### GIVEN DATA
════════
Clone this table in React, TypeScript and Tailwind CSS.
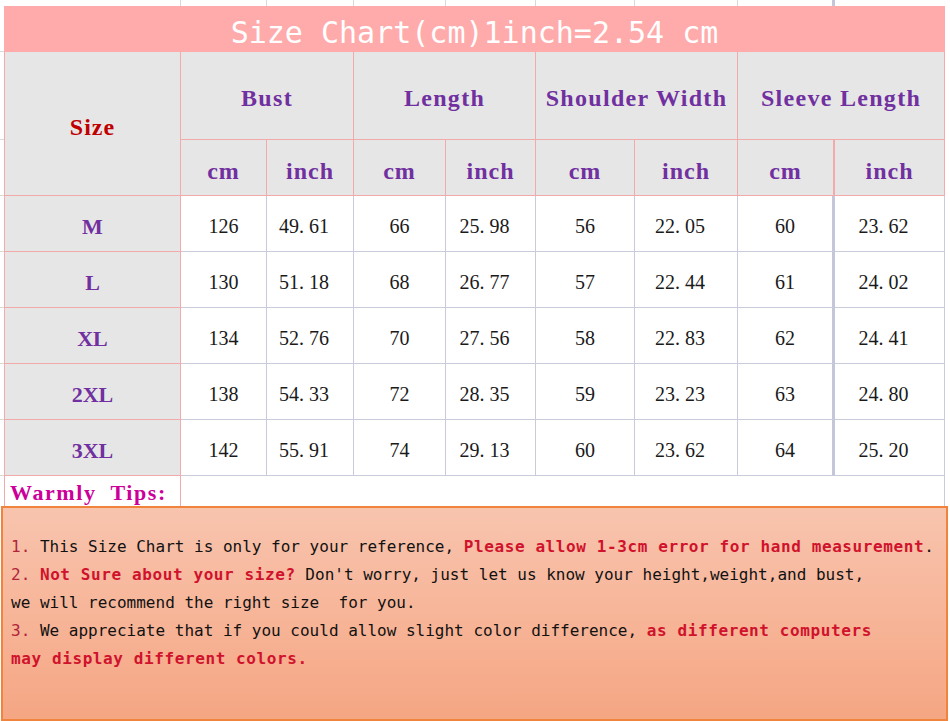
════════
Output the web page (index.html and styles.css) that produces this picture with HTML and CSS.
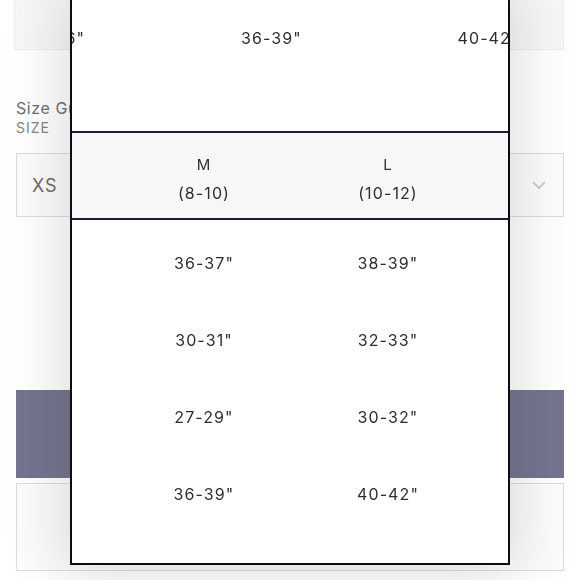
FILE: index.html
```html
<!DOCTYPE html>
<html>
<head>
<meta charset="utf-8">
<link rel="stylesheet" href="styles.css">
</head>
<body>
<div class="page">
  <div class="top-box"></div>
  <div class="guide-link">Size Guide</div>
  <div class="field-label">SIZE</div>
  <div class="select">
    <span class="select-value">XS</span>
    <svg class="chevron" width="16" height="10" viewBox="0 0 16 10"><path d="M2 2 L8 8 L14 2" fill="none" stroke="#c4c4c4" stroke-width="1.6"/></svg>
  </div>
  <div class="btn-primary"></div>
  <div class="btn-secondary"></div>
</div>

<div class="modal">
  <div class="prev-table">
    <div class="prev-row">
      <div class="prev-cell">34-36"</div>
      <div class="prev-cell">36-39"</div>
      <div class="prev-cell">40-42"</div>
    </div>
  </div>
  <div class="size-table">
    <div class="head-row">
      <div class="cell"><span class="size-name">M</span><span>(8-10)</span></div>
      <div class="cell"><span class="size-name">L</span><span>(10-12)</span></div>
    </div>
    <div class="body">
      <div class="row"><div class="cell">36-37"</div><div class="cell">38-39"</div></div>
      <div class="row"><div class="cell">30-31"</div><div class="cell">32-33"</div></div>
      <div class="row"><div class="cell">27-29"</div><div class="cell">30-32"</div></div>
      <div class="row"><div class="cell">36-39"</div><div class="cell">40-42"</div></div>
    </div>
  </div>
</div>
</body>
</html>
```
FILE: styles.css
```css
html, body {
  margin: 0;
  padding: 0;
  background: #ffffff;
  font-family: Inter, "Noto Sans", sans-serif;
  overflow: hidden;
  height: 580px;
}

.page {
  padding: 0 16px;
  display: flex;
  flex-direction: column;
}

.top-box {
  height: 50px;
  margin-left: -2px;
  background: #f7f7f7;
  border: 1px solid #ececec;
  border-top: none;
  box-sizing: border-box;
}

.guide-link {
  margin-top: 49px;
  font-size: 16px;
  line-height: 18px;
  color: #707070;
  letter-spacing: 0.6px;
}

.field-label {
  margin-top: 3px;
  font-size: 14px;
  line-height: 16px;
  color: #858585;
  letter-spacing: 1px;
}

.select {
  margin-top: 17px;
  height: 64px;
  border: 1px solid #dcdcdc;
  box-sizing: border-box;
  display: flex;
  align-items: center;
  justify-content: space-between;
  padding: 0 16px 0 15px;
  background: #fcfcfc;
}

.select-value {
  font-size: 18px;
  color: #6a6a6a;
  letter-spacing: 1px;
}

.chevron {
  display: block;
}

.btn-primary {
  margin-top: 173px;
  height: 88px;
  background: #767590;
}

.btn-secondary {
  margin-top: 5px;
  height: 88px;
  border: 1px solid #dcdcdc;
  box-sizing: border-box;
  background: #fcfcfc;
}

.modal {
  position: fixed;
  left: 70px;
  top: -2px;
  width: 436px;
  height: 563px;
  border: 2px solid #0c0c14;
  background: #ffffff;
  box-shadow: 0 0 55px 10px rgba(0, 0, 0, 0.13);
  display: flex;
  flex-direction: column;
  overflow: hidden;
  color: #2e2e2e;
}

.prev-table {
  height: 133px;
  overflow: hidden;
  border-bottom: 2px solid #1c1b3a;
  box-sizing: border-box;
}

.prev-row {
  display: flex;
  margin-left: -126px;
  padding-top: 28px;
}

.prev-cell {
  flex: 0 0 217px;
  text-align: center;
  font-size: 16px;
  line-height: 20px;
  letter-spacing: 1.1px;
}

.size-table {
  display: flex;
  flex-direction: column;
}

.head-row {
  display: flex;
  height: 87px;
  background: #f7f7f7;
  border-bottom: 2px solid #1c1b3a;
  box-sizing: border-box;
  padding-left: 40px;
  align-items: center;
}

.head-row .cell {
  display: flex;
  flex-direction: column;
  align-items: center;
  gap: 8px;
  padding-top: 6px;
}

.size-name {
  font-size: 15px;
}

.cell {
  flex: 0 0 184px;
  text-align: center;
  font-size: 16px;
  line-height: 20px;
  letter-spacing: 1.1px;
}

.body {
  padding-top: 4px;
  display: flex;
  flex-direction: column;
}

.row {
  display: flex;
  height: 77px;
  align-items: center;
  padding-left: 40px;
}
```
════════
### WHAT TO WORK ON
Report each line in the preceding entries that holds the string "this".

### FINAL RESULT
Clone this table in React, TypeScript and Tailwind CSS.
Output the web page (index.html and styles.css) that produces this picture with HTML and CSS.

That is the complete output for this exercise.